▶ [Information provided]
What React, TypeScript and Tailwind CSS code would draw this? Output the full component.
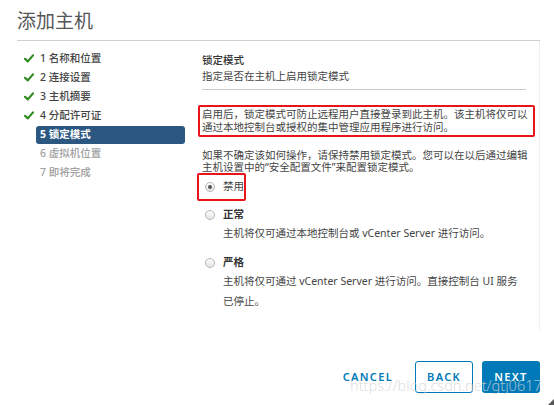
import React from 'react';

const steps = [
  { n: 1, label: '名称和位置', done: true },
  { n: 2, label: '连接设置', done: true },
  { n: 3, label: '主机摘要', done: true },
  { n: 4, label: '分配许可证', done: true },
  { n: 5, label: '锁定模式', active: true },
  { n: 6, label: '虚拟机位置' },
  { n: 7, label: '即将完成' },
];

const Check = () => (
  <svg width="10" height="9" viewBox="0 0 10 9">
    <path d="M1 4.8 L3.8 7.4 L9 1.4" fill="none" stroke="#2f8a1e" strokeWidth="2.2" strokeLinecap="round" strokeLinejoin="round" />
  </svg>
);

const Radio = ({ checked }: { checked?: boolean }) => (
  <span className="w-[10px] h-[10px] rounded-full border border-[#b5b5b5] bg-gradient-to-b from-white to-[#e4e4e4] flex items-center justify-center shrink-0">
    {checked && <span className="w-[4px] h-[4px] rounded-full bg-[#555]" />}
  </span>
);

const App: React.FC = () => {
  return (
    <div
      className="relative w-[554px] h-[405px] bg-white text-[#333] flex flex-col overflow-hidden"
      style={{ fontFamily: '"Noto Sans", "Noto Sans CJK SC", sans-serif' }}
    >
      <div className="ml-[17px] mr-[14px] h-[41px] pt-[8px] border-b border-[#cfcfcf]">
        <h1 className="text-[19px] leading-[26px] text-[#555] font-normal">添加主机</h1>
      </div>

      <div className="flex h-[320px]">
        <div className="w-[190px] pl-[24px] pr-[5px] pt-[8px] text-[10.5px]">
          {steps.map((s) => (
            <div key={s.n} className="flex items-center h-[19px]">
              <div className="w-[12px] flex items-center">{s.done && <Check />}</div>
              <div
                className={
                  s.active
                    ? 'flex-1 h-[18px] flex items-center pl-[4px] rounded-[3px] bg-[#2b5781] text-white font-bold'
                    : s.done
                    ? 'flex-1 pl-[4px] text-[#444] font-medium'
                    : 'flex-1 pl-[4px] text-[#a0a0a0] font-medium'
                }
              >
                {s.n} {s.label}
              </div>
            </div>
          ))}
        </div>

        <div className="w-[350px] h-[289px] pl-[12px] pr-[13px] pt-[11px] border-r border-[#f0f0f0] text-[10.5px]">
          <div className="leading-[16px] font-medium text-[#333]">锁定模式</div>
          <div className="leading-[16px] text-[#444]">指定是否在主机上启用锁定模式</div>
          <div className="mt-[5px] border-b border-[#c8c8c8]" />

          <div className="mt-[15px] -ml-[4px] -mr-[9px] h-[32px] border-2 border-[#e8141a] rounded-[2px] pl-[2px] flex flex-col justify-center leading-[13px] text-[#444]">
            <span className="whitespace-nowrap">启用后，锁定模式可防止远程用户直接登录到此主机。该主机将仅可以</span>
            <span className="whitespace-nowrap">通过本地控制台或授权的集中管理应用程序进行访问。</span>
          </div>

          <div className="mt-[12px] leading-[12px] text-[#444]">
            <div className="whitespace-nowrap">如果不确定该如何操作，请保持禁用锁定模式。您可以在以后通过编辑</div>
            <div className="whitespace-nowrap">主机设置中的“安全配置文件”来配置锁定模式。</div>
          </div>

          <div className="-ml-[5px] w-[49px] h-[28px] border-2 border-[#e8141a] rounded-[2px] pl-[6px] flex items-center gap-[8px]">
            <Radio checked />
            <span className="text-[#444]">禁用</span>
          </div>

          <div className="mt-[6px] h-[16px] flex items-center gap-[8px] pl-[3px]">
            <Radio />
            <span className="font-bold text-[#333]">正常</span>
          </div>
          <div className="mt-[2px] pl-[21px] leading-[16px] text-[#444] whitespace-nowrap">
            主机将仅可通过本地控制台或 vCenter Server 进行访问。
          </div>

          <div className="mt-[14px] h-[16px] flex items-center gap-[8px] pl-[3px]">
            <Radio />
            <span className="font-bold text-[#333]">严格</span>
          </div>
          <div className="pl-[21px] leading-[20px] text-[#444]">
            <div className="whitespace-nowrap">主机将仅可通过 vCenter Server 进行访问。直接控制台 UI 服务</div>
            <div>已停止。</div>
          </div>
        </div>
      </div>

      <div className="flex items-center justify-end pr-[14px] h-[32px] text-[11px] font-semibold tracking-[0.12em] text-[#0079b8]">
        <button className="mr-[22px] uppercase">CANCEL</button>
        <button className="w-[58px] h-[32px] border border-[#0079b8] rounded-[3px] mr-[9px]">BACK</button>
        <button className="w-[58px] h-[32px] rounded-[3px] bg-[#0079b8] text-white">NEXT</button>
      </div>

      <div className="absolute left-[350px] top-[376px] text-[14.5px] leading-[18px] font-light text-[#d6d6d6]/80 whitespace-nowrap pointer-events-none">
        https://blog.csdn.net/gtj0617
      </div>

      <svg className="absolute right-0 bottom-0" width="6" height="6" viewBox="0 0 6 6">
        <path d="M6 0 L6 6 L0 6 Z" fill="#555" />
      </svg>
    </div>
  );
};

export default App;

▶ [Instructions for the task]
Say how many lines above hold the word "React", giving only the count.

▶ [Solution below]
3